▶ WHAT NEEDS TO BE DONE:
Please write out the lines of the data exactly, beginning with the first and ending with the line containing "import React from"; leave the pictures behind.

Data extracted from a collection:
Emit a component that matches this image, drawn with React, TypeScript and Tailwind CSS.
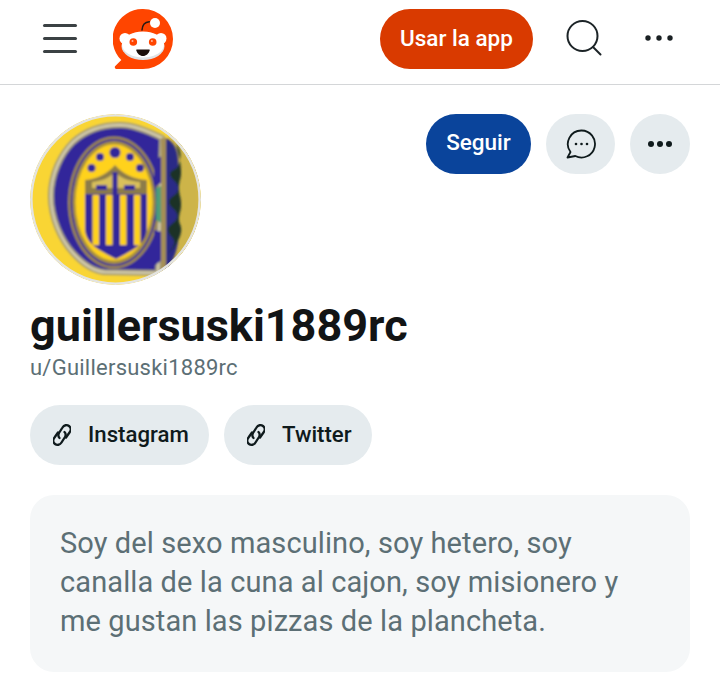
import React from "react";

function Logo() {
  return (
    <svg width="60" height="60" viewBox="0 0 60 60">
      <path d="M30 0a30 30 0 0 1 0 60H3.500c-1.600 0-2.300-1.800-1.200-2.900l6-6A30 30 0 0 1 30 0z" fill="#ff4500" />
      <path d="M29 21c.3-4.500 2.800-8 7.300-8.300" fill="none" stroke="#2a1a14" strokeWidth="1.500" strokeLinecap="round" />
      <circle cx="42" cy="14" r="5" fill="#fff" />
      <circle cx="12" cy="29.500" r="5.500" fill="#fff" />
      <circle cx="48" cy="29.500" r="5.500" fill="#fff" />
      <ellipse cx="30" cy="37" rx="21.500" ry="14" fill="#dfe3e6" />
      <ellipse cx="30" cy="35.500" rx="21" ry="13" fill="#fff" />
      <circle cx="20.300" cy="33" r="3.800" fill="#ff4500" />
      <circle cx="39.700" cy="33" r="3.800" fill="#ff4500" />
      <circle cx="19.500" cy="32" r="1" fill="#ffb79d" />
      <circle cx="38.900" cy="32" r="1" fill="#ffb79d" />
      <path d="M24 40.500h12c.6 0 .9.500.7 1-1 3-3.500 5.500-6.700 5.500s-5.700-2.500-6.700-5.500c-.2-.5.1-1 .7-1z" fill="#1c0f0a" />
    </svg>
  );
}

function Crest() {
  const blue = "#30289a";
  const gold = "#ffd21e";
  const stars: [number, number, number][] = [[61.500, 54, 4], [70, 43, 4], [85, 38.500, 5.500], [100, 43, 4], [110, 54, 4]];
  const c = "M132 24C112 14 100 11 90 11 70 11 54 18 43 28 31 40 21 60 21 82c0 22 10 44 22 57 10 11 21 18 31 19l54 1z";
  return (
    <svg width="171" height="171" viewBox="0 0 171 171" className="rounded-full">
      <defs>
        <clipPath id="circ"><circle cx="85.500" cy="85.500" r="85.500" /></clipPath>
        <filter id="soft"><feGaussianBlur stdDeviation="0.900" /></filter>
        <filter id="soft2"><feGaussianBlur stdDeviation="2.500" /></filter>
      </defs>
      <g clipPath="url(#circ)">
        <rect width="171" height="171" fill="#f9d534" />
        <rect x="140" width="31" height="171" fill="#cdb44a" filter="url(#soft2)" />
        <g filter="url(#soft)">
          <path d={c} fill={blue} stroke="#a39b7d" strokeWidth="6" />
          <path d={c} fill="none" stroke="#dcd4b2" strokeWidth="2" />
          <ellipse cx="84" cy="88.500" rx="46" ry="66" fill="#a08a45" />
          <ellipse cx="84" cy="88.500" rx="43.500" ry="63.500" fill={blue} />
          <ellipse cx="84" cy="88.500" rx="41.500" ry="61.500" fill="#a8913c" />
          <ellipse cx="84" cy="88.500" rx="38.500" ry="58" fill={gold} />
          {stars.map(([x, y, r]) => (
            <circle key={x} cx={x} cy={y} r={r} fill={blue} />
          ))}
          <path d="M55 66c12-1 22-6 30-15 8 9 18 14 32 15v16H55z" fill="#8c7c48" />
          <path d="M62 68c10-1 17-4 23-10 6 6 13 9 25 10v6H62z" fill="#d9c05a" />
          <rect x="82.500" y="58" width="5" height="22" fill={blue} />
          <rect x="66" y="71" width="11" height="5" fill={blue} />
          <rect x="94" y="71" width="11" height="5" fill={blue} />
          <path d="M55 80h62v34c0 16-14 22-31 31-17-9-31-15-31-31z" fill={blue} />
          {[62.500, 76, 90, 104].map((x) => (
            <rect key={x} x={x} y="81" width="6.500" height="50" fill={gold} />
          ))}
          <path d="M126 74l10-4v42l-10-6z" fill="#4e9c78" />
          <path d="M124 46l8-4v26l-8 6z" fill={blue} />
          <path d="M124 116l8 2v28l-8 6z" fill={blue} />
          <rect x="131" y="24" width="5" height="138" fill="#a58f55" />
          <path d="M136 24c8 4 12 12 12 24v80c-2 12-6 22-12 30z" fill="#2a2c86" />
          <path d="M146 30c5 6 6 12 2 22-2 4-8 4-8 8 0 6 10 8 8 16-1 6-9 6-9 12 0 6 10 8 8 16-2 6-9 6-9 12 0 6 8 8 6 14-2 6-5 8-7 10 6-4 12-12 14-22 1-6-2-8-2-12 0-8 2-8 2-16 0-8-2-8-2-16 0-8 2-8 2-16 0-10-3-20-5-28z" fill="#1e3226" />
        </g>
        <circle cx="85.500" cy="85.500" r="84.200" fill="none" stroke="#e4e4e0" strokeWidth="2.600" />
      </g>
    </svg>
  );
}

function LinkIcon() {
  const d = "M6.500 15C5 13.500 5 12 6 10l3.500-5.500C11 2 14 1.500 16 3c2 1.500 2 4.500.5 6.500L13 14.500";
  return (
    <svg width="18" height="24" viewBox="0 0 18 24" fill="none" stroke="#0f1a1c" strokeWidth="2.300" strokeLinecap="round" className="shrink-0">
      <path d={d} />
      <path d={d} transform="rotate(180 9 12)" />
    </svg>
  );
}

function Pill({ label, w }: { label: string; w: string }) {
  return (
    <div className={`flex h-[60px] items-center gap-[17px] rounded-full bg-[#e5ebee] pl-[23px] text-[22.200px] font-medium text-[#0f1a1c] ${w}`}>
      <LinkIcon />
      <span>{label}</span>
    </div>
  );
}

export default function App() {
  return (
    <div className="h-[696px] w-[720px] overflow-hidden bg-white font-['Roboto',sans-serif]">
      <header className="flex h-[85px] items-start border-b border-[#d4d6d8] pt-[9px]">
        <div className="ml-[43px] mt-[15px] flex w-[34px] flex-col gap-[10.500px]">
          <div className="h-[2.500px] rounded-full bg-[#3b4144]" />
          <div className="h-[2.500px] rounded-full bg-[#3b4144]" />
          <div className="h-[2.500px] rounded-full bg-[#3b4144]" />
        </div>
        <div className="ml-[36px]"><Logo /></div>
        <div className="ml-[207px] flex h-[60px] w-[153px] items-center justify-center rounded-full bg-[#d93a00] pb-[1px] text-[22.500px] font-medium text-white">
          Usar la app
        </div>
        <svg width="38" height="38" viewBox="0 0 38 38" fill="none" stroke="#1c2427" strokeWidth="2" strokeLinecap="round" className="ml-[32px] mt-[10px]">
          <circle cx="17.500" cy="17" r="15" />
          <path d="M28 28l7.500 7.500" />
        </svg>
        <svg width="30" height="8" viewBox="0 0 30 8" fill="#1a2023" className="ml-[41px] mt-[25px]">
          <circle cx="4" cy="4" r="2.700" /><circle cx="15" cy="4" r="2.700" /><circle cx="26" cy="4" r="2.700" />
        </svg>
      </header>

      <main className="px-[30px] pt-[29px]">
        <div className="flex items-start justify-between">
          <Crest />
          <div className="flex gap-[15px]">
            <div className="flex h-[60px] w-[105px] items-center justify-center rounded-full bg-[#0a449b] pb-[2px] text-[22.500px] font-medium text-white">
              Seguir
            </div>
            <div className="flex h-[60px] w-[69px] items-center justify-center rounded-full bg-[#e5ebee]">
              <svg width="32" height="32" viewBox="0 0 32 32" fill="none" stroke="#0f1a1c" strokeWidth="1.800" strokeLinejoin="round">
                <path d="M16.500 2.500a13.500 13.500 0 1 1-6.200 25.500L2.500 29.500l3-5.500A13.500 13.500 0 0 1 16.500 2.500z" />
                <g fill="#0f1a1c" stroke="none">
                  <circle cx="11" cy="16" r="1.300" /><circle cx="16.500" cy="16" r="1.300" /><circle cx="22" cy="16" r="1.300" />
                </g>
              </svg>
            </div>
            <div className="flex h-[60px] w-[60px] items-center justify-center rounded-full bg-[#e5ebee]">
              <svg width="26" height="8" viewBox="0 0 26 8" fill="#0f1a1c">
                <circle cx="4" cy="4" r="3" /><circle cx="13" cy="4" r="3" /><circle cx="22" cy="4" r="3" />
              </svg>
            </div>
          </div>
        </div>

        <h1 className="mt-[15px] text-[45px] leading-[52px] font-bold text-[#121415]">guillersuski1889rc</h1>
        <p className="mt-[1px] text-[22px] leading-[30px] tracking-[0.24px] text-[#5c6f75]">u/Guillersuski1889rc</p>

        <div className="mt-[22px] flex gap-[15px]">
          <Pill label="Instagram" w="w-[179px]" />
          <Pill label="Twitter" w="w-[148px]" />
        </div>

        <div className="mt-[30px] h-[177px] w-[660px] rounded-[24px] bg-[#f5f7f8] px-[30px] pt-[29px] text-[29px] leading-[39px] tracking-[0.1px] text-[#5c6f75]">
          <p>Soy del sexo masculino, soy hetero, soy</p>
          <p>canalla de la cuna al cajon, soy misionero y</p>
          <p>me gustan las pizzas de la plancheta.</p>
        </div>
      </main>
    </div>
  );
}
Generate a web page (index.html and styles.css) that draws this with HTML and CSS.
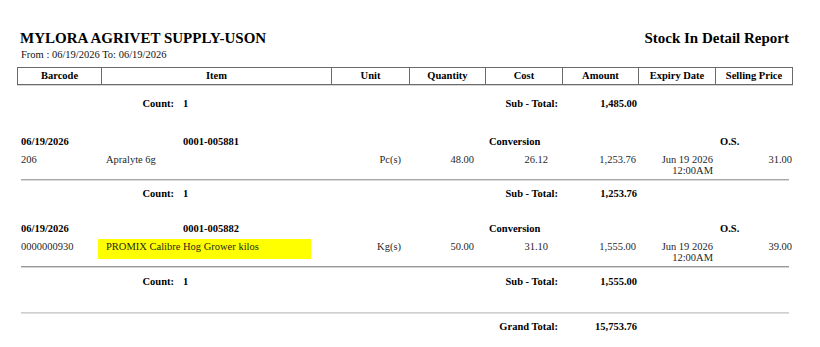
FILE: index.html
```html
<!DOCTYPE html>
<html lang="en">
<head>
<meta charset="utf-8">
<title>Stock In Detail Report</title>
<link rel="stylesheet" href="styles.css">
</head>
<body>
<div class="page">
  <div class="title-row">
    <h1 class="company">MYLORA AGRIVET SUPPLY-USON</h1>
    <h2 class="report-name">Stock In Detail Report</h2>
  </div>
  <div class="range">From : 06/19/2026 To: 06/19/2026</div>

  <div class="grid head">
    <div class="hc">Barcode</div>
    <div class="hc">Item</div>
    <div class="hc">Unit</div>
    <div class="hc">Quantity</div>
    <div class="hc">Cost</div>
    <div class="hc">Amount</div>
    <div class="hc">Expiry Date</div>
    <div class="hc">Selling Price</div>
  </div>

  <div class="grid count first-count">
    <div class="count-cell"><span class="count-label">Count:</span><span class="count-val">1</span></div>
    <div class="sub-label">Sub - Total:</div>
    <div class="sub-val">1,485.00</div>
  </div>

  <div class="grid group">
    <div class="g-date">06/19/2026</div>
    <div class="g-ref">0001-005881</div>
    <div class="g-conv">Conversion</div>
    <div class="g-os">O.S.</div>
  </div>
  <div class="grid data">
    <div class="d-code">206</div>
    <div class="d-item">Apralyte 6g</div>
    <div class="d-unit">Pc(s)</div>
    <div class="d-qty">48.00</div>
    <div class="d-cost">26.12</div>
    <div class="d-amt">1,253.76</div>
    <div class="d-exp">Jun 19 2026 12:00AM</div>
    <div class="d-sell">31.00</div>
  </div>
  <div class="sep sep-a"></div>

  <div class="grid count after-sep">
    <div class="count-cell"><span class="count-label">Count:</span><span class="count-val">1</span></div>
    <div class="sub-label">Sub - Total:</div>
    <div class="sub-val">1,253.76</div>
  </div>

  <div class="grid group second-group">
    <div class="g-date">06/19/2026</div>
    <div class="g-ref">0001-005882</div>
    <div class="g-conv">Conversion</div>
    <div class="g-os">O.S.</div>
  </div>
  <div class="grid data">
    <div class="d-code">0000000930</div>
    <div class="d-item"><span class="marker">PROMIX Calibre Hog Grower kilos</span></div>
    <div class="d-unit">Kg(s)</div>
    <div class="d-qty">50.00</div>
    <div class="d-cost">31.10</div>
    <div class="d-amt">1,555.00</div>
    <div class="d-exp">Jun 19 2026 12:00AM</div>
    <div class="d-sell">39.00</div>
  </div>
  <div class="sep sep-b"></div>

  <div class="grid count after-sep2">
    <div class="count-cell"><span class="count-label">Count:</span><span class="count-val">1</span></div>
    <div class="sub-label">Sub - Total:</div>
    <div class="sub-val">1,555.00</div>
  </div>

  <div class="sep sep-light"></div>

  <div class="grid count grand">
    <div class="count-cell"></div>
    <div class="sub-label">Grand Total:</div>
    <div class="sub-val">15,753.76</div>
  </div>
</div>
</body>
</html>
```

FILE: styles.css
```css
html, body {
  margin: 0;
  padding: 0;
  background: #ffffff;
}

body {
  font-family: "Liberation Serif", "Times New Roman", serif;
  color: #1a1a1a;
  font-size: 10.5px;
}

.page {
  width: 776px;
  padding: 29px 27px 0 17px;
}

.title-row {
  display: flex;
  justify-content: space-between;
  align-items: center;
  padding: 0 4px 0 3px;
}

.company,
.report-name {
  margin: 0;
  font-size: 15px;
  line-height: 18px;
  font-weight: bold;
  color: #000;
}

.range {
  margin-top: 1px;
  padding-left: 4px;
  line-height: 14px;
  font-size: 10.5px;
  color: #111;
}

.grid {
  display: grid;
  grid-template-columns: 85px 230px 78px 76px 77px 76px 77px 77px;
}

/* header row */
.head {
  margin-top: 5px;
}

.hc {
  box-sizing: border-box;
  height: 18px;
  line-height: 16px;
  border-top: 1px solid #6a6a6a;
  border-bottom: 1px solid #6a6a6a;
  border-right: 1px solid #6a6a6a;
  box-shadow: 0 1px 0 #d6d6d6;
  text-align: center;
  font-weight: bold;
  color: #000;
}

.hc:first-child {
  border-left: 1px solid #6a6a6a;
}

/* count / subtotal rows */
.count {
  line-height: 14px;
  font-weight: bold;
  color: #000;
}

.first-count { margin-top: 12px; }
.after-sep { margin-top: 6px; }
.after-sep2 { margin-top: 7px; }
.grand { margin-top: 6px; }

.count-cell {
  grid-column: 1 / 3;
  display: flex;
  gap: 9px;
}

.count-label {
  width: 157px;
  text-align: right;
}

.sub-label {
  grid-column: 3 / 6;
  text-align: right;
  padding-right: 5px;
}

.sub-val {
  grid-column: 6 / 7;
  text-align: right;
  padding-right: 2px;
}

/* group header rows */
.group {
  margin-top: 24px;
  line-height: 14px;
  font-weight: bold;
  color: #000;
}

.second-group { margin-top: 21px; }

.g-date {
  grid-column: 1 / 2;
  padding-left: 4px;
}

.g-ref {
  grid-column: 2 / 5;
  padding-left: 81px;
}

.g-conv {
  grid-column: 5 / 6;
  padding-left: 3px;
  white-space: nowrap;
}

.g-os {
  grid-column: 8 / 9;
  padding-left: 4px;
}

/* data rows */
.data {
  margin-top: 5px;
  line-height: 11px;
  color: #1f1f1f;
}

.d-code { padding-left: 4px; }
.d-item { padding-left: 4px; }
.d-unit { text-align: right; padding-right: 9px; }
.d-qty { text-align: right; padding-right: 12px; }
.d-cost { text-align: right; padding-right: 15px; }
.d-amt { text-align: right; padding-right: 3px; }
.d-exp { text-align: right; padding: 0 3px 0 14px; }
.d-sell { text-align: right; padding-right: 1px; }

.marker {
  background: #ffff00;
  margin-left: -8px;
  padding: 2px 52px 7px 8px;
}

/* separators */
.sep {
  margin-left: 4px;
  width: 768px;
  height: 0;
}

.sep-a {
  margin-top: 3px;
  border-top: 1px solid #a8a8a8;
  border-bottom: 1px solid #dadada;
}

.sep-b {
  margin-top: 3px;
  border-top: 1px solid #999999;
  border-bottom: 1px solid #d4d4d4;
}

.sep-light {
  margin-top: 23px;
  border-top: 1px solid #cfcfcf;
  border-bottom: 1px solid #dedede;
}
```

▶ THE OUTPUT:
Emit a component that matches this image, drawn with React, TypeScript and Tailwind CSS.
import React from "react";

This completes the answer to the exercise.